Watching the Philadelphia Eagles collapse in a 24-21 loss to the Dallas Cowboys, that’s all I could think about. One of Brown’s many quotes from a couple weeks ago ran through my head in the AT&T Stadium press box.
“If we’re really focused on winning and doing our job, we can’t just keep slapping a Band-Aid over the defense doing their job and getting us out of trouble,” Brown said. “At what point are we going to pick up our slack as an offense? ... It’s been week after week sometimes we’re not doing our job on offense. You can’t keep slapping a Band-Aid over that and expect to win.”
That was on Nov. 12. And on Sunday, Brown’s comments came true.

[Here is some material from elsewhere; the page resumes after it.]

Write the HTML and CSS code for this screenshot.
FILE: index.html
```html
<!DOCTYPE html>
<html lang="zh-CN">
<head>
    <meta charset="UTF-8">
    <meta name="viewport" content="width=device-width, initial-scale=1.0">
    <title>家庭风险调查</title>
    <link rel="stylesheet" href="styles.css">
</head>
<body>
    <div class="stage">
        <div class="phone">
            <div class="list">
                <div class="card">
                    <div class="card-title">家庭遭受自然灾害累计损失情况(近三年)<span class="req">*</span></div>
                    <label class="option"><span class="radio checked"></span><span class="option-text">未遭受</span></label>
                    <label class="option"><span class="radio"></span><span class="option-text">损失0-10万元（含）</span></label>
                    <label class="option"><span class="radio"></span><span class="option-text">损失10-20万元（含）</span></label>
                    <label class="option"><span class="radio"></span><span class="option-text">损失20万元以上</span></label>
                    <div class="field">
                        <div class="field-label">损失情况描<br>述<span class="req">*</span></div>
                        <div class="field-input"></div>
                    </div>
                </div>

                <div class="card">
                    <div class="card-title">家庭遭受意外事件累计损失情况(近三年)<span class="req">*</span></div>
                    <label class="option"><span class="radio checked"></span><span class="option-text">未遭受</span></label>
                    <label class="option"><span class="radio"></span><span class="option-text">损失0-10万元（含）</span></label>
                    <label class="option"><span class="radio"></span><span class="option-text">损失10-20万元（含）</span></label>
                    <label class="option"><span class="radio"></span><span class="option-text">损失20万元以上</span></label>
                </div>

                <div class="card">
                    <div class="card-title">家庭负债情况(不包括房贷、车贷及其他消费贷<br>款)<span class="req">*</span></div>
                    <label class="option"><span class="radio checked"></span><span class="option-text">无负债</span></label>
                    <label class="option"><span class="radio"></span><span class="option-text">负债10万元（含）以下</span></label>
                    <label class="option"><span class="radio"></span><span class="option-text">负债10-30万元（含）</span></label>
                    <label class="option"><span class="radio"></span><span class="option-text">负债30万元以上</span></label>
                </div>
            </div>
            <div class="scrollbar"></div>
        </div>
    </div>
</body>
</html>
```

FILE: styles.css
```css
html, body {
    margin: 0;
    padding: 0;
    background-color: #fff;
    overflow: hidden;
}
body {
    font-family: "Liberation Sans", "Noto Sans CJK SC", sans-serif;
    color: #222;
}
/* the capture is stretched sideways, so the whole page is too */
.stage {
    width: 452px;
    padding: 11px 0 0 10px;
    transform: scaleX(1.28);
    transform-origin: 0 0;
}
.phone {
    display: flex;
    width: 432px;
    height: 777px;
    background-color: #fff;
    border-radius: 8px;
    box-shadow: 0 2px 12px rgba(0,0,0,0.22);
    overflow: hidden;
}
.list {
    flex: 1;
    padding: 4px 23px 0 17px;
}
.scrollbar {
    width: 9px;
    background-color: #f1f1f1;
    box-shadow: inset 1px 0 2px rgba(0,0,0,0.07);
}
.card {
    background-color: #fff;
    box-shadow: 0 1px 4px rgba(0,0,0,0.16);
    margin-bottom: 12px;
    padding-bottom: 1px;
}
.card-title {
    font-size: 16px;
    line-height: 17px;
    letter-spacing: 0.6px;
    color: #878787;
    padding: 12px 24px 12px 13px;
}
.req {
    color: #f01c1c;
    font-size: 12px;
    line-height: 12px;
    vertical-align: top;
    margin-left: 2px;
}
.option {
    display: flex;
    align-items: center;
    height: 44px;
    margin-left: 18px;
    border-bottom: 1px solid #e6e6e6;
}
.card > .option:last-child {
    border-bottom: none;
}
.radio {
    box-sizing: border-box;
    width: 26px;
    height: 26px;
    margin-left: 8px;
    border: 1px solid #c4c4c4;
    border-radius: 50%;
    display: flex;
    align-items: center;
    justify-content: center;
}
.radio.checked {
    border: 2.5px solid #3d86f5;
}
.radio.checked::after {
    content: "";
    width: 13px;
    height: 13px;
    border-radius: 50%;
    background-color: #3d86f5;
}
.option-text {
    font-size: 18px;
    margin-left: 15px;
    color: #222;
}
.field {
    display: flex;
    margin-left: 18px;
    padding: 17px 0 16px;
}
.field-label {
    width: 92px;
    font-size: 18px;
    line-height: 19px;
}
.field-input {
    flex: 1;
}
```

The defense played its tail off for most of the night but couldn’t carry the offense to another win. And what happened? The Eagles’ offensive struggles doomed them.
The Eagles scored touchdowns on their first three drives of the game. After that, this was their drive chart: punt, end of half, punt, punt, punt, missed field goal, fumble, punt.

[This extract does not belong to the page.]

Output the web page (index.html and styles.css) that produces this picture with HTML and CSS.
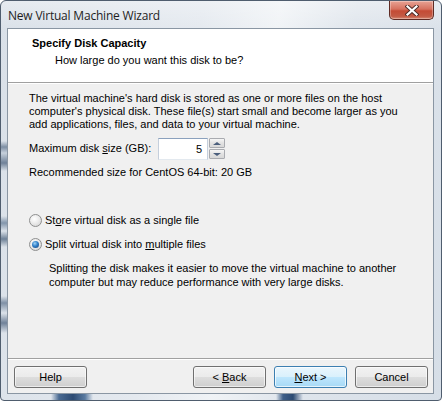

“Overarching, we’ve got to find a way to finish the game, and we’ve got to find some consistency in what we do. Definitely a tale of two halves. But we didn’t play a complete game as a team, and today it got us,” quarterback Jalen Hurts said postgame. “... Today wasn’t enough.”

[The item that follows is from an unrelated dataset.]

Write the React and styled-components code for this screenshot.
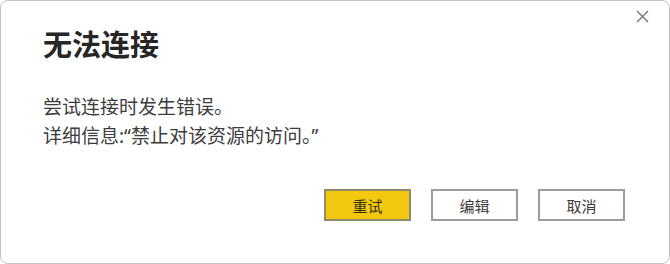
import styled, { createGlobalStyle } from 'styled-components'

const GlobalStyle = createGlobalStyle`
  html, body {
    margin: 0;
    padding: 0;
    background: #ffffff;
  }
  body {
    font-family: "Noto Sans", "Noto Sans CJK SC", sans-serif;
    color: #333333;
  }
`

const Dialog = styled.div`
  position: relative;
  box-sizing: border-box;
  width: 670px;
  height: 264px;
  border: 1px solid #c2c2c2;
  border-radius: 8px;
  background: #ffffff;
  display: flex;
  flex-direction: column;
  padding: 24px 44px 0 42px;
`

const CloseButton = styled.button`
  position: absolute;
  top: 7px;
  right: 19px;
  width: 16px;
  height: 16px;
  padding: 0;
  border: none;
  background: transparent;
  display: flex;
  align-items: center;
  justify-content: center;
  cursor: pointer;
`

const Title = styled.h1`
  margin: 0;
  font-size: 29px;
  font-weight: 700;
  line-height: 40px;
  color: #262626;
`

const Body = styled.div`
  margin-top: 28px;
  display: flex;
  flex-direction: column;
  font-size: 19px;
  line-height: 29px;
  color: #3d3d3d;
`

const Actions = styled.div`
  display: flex;
  justify-content: flex-end;
  gap: 20px;
  margin-top: 38px;
`

const Button = styled.button`
  box-sizing: border-box;
  width: 87px;
  height: 32px;
  border: 2px solid ${(p) => (p.$primary ? '#8f8a6a' : '#9c9c9c')};
  background: ${(p) => (p.$primary ? '#f2c811' : '#ffffff')};
  color: ${(p) => (p.$primary ? '#3a3300' : '#3a3a3a')};
  font-family: "Noto Sans CJK SC", sans-serif;
  font-size: 15px;
  padding: 0;
  cursor: pointer;
`

const App = () => {
  return (
    <>
      <GlobalStyle />
      <Dialog>
        <CloseButton aria-label="关闭">
          <svg width="13" height="13" viewBox="0 0 13 13">
            <path d="M1 1L12 12M12 1L1 12" stroke="#6e6e6e" strokeWidth="1.2" fill="none" />
          </svg>
        </CloseButton>
        <Title>无法连接</Title>
        <Body>
          <div>尝试连接时发生错误。</div>
          <div>详细信息:“禁止对该资源的访问。”</div>
        </Body>
        <Actions>
          <Button $primary>重试</Button>
          <Button>编辑</Button>
          <Button>取消</Button>
        </Actions>
      </Dialog>
    </>
  )
}

export default App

And it certainly wasn’t enough given what the defense was doing on the other side of the ball.
Vic Fangio’s unit held Dallas scoreless on its first four possessions. The defense had a red-zone interception in the first half. It forced a punt after Saquon Barkley’s fourth-quarter fumble. And it had a fourth-and-goal stop minutes later after Xavier Gipson’s punt return fumble.
Sure, the defense struggled to stop Dak Prescott and the Cowboys down the stretch. George Pickens and Ceedee Lamb had a combined 221 receiving yards. That can’t happen.
But more pertinently, the offense can’t expect 21 points to be enough. They can’t bank on the defense playing lights out every single drive. They can’t enter a risk-averse mindset that Kevin Patullo, Nick Sirianni and Co. had as soon as they had a seemingly insurmountable lead.
They have to keep their foot on the gas. They have to adjust. And they have to, as Brown said weeks ago, pick up the slack.
Playing conservative and avoiding turnovers worked against the Cowboys in Week 1. It worked against the Chiefs in Week 2. It worked against the Packers and Lions the last two weeks. But that style of play was bound to catch up to the defending Super Bowl champions.
And on Sunday, just as Brown predicted, it finally did catch up to the Eagles — and it happened in embarrassing fashion.